The goal is to help clients live as independently as possible, and avoid Alaska Psychiatric Institute, jail, emergency rooms or out-of-state care. Benefits include:
- Better quality of life for Alaskans with complex needs
- Cost savings for the state
- Development of a robust, competent workforce in Alaska
- Development of infrastructure for collaborative interventions and continuity of care
- Children, Adolescent, & Adult
- Complex behavior management issues
- Cognitive Impairment, such as:
- Serious Mental illness
- Intellectual and Developmental Disability
- Alzheimer’s Disease or related Dementia
- Traumatic Brain Injury, or
- Chronic Substance Use Disorder w/one of the above
Referrals are made through an agency. Families or Schools cannot refer directly to the CBC program, even though CBC consultants do collaborate with school teams and natural supports (family members).
Agencies who have a potentially eligible client should contact the program. The CBC will evaluate the client. If the client is eligible, the CBC will contract with a consultant, who will support the agency through consultation and training.

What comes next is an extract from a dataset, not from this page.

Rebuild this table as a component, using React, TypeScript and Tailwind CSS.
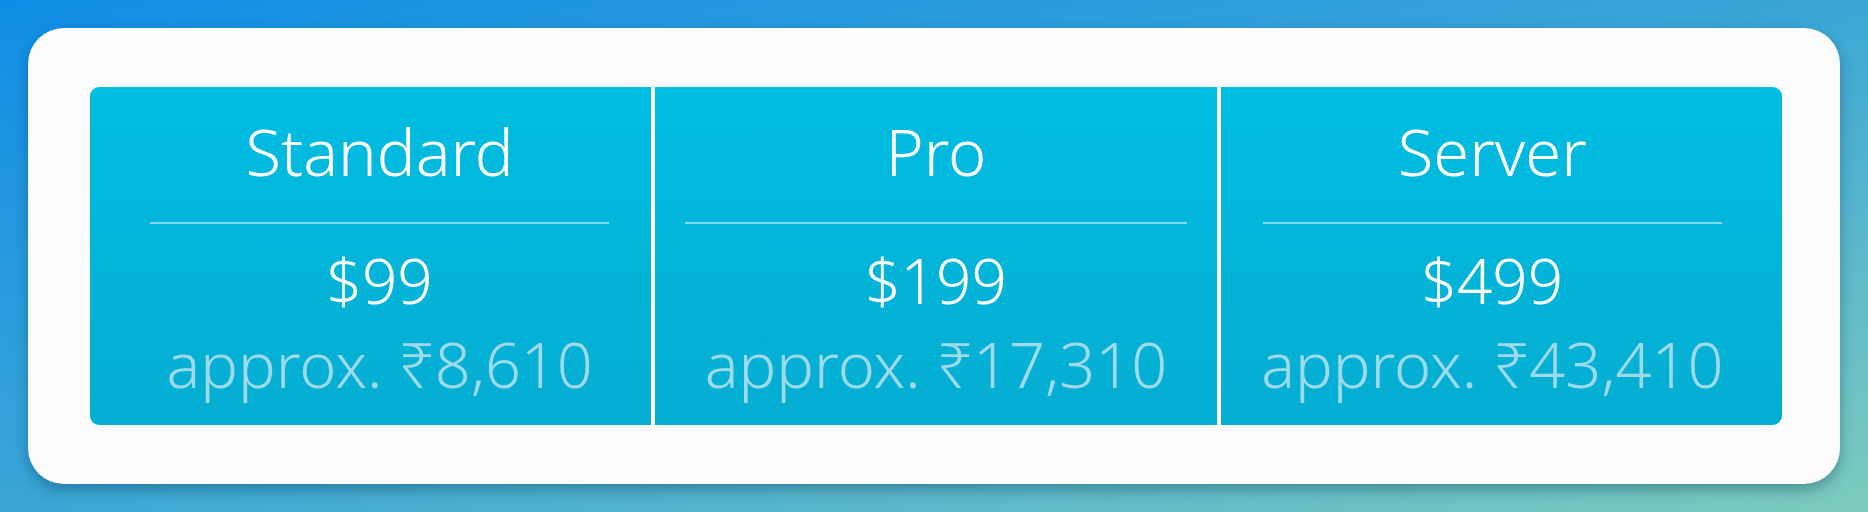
import React from "react";

interface Plan {
  name: string;
  price: string;
  approx: string;
  inset: string;
}

const plans: Plan[] = [
  { name: "Standard", price: "$99", approx: "approx. ₹8,610", inset: "ml-[60px] mr-[42px]" },
  { name: "Pro", price: "$199", approx: "approx. ₹17,310", inset: "ml-[30px] mr-[30px]" },
  { name: "Server", price: "$499", approx: "approx. ₹43,410", inset: "ml-[42px] mr-[60px]" },
];

export default function App() {
  return (
    <div
      className="h-[512px] w-full p-[28px] bg-linear-to-br from-[#0d8de6] via-[#3aa6d6] to-[#7ccbbd]"
      style={{ fontFamily: '"Noto Sans", "Open Sans", sans-serif' }}
    >
      <div className="h-[456px] rounded-[36px] bg-[#fcfcfd] pl-[62px] pr-[58px] pt-[59px] pb-[59px] shadow-[0_6px_14px_rgba(0,50,70,0.35)]">
        <div className="grid h-full grid-cols-3 gap-[4px]">
          {plans.map((plan, i) => (
            <div
              key={plan.name}
              className={
                "bg-linear-to-b from-[#01bde2] to-[#05add1] pt-[32px] " +
                (i === 0 ? "rounded-l-[9px]" : i === 2 ? "rounded-r-[9px]" : "")
              }
            >
              <div className={"flex flex-col items-center text-center font-light " + plan.inset}>
                <div className="text-[65px] leading-none text-white">{plan.name}</div>
                <div className="mt-[38px] h-[2px] w-full bg-white/50" />
                <div className="mt-[25px] text-[62px] leading-none text-white">{plan.price}</div>
                <div className="mt-[21px] text-[63px] leading-none text-[#9fdaea] whitespace-nowrap">
                  {plan.approx}
                </div>
              </div>
            </div>
          ))}
        </div>
      </div>
    </div>
  );
}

Target clients for the program may be in Pioneer Homes, Alaska Psychiatric Institute, or live in the community. Eligibility requirements include clients who:
- currently receive services from Senior & Disabilities Services or Behavioral Health
- have stable housing where they can be assessed and receive services
- must have an Alaskan Service Provider willing to work with the client
- Be medically stable
- have behaviors that are so complex that they,
- Utilize of multiple systems & are high-end users of community resources
- Are outside the range of expertise of local caregivers and providers, or
- Have exhausted all other treatment options without success
- at risk of
- losing placement (housing)
- out of state placement
- psychiatric hospitalization
- police involvement
- higher level of care or institutional level of care
CBC consultants are experts in the areas of Behavioral Health Alzheimer’s Disease and Related Dementia, Intellectual and Developmental Disabilities, Traumatic Brain Injury, Chronic Mental Illness and/or Substance Use Disorder and have successfully worked with clients who exhibit maladaptive behavior, often dangerous, possibly life-threatening, and may be complicated by medical or mental health factors.
Consultants provide CBC services statewide and will work with a client in every community setting the client receives services. Because the CBC services are not a Medicaid billable service, our consultants can provide CBC services to a client receiving Medicaid services and this is not considered a duplication of services.
Current list of approved CBC consulting agencies:
- Method Works, LLC
- Lubitsh Counseling, LLC
- Behavior independence, LLC
- Aspire Behaviors Solutions, LLC
- Step-In Autism Services
Key Points to know about the program
- The CBC program does not provide placement (housing)
- The CBC program does not provide Care Coordination or Case Management
- CBC consultants do not provide any hands-on staffing
The project started in 2009, when the State and the Alaska Mental Health Trust Authority contracted with WICHE (Western Interstate Commission for Higher Education) to examine how Alaska served Medicaid clients with complex needs and challenging behaviors.
WICHE in 2010 identified gaps in Alaska's continuum of care, and suggested a model consisting of three components (executive summary):
- specialized training support for service providers
- short-term stabilization of clients
- medium-term intensive intervention
The first step, the 2012 pilot project, was launched with one-time funding from the legislature.
Known at the time as The Hub, the project included adults and youth from the start. Project goals were to build in-state capacity and expertise to serve individuals with complex behavior management needs, and to keep participants in the community and out of hospitals or institutional care.
In state fiscal year 2015, 50 participants were served (31 adults, 8 adolescents, 11 children) in 17 communities. The participants experienced development disabilities, mental illness, TBI, or Alzheimer’s Disease and Related Dementias. Most participants – 30– were discharged from CBC services, and 22, or 82 percent, successfully stayed in the community.
In many cases, prior to CBC services, families had not had training available to them. Trainings provided by the CBC helped families and direct care staff to better understand behaviors and successful ways of affecting change.
The program continues to get positive reviews from agencies, families and clients, while remaining within budget.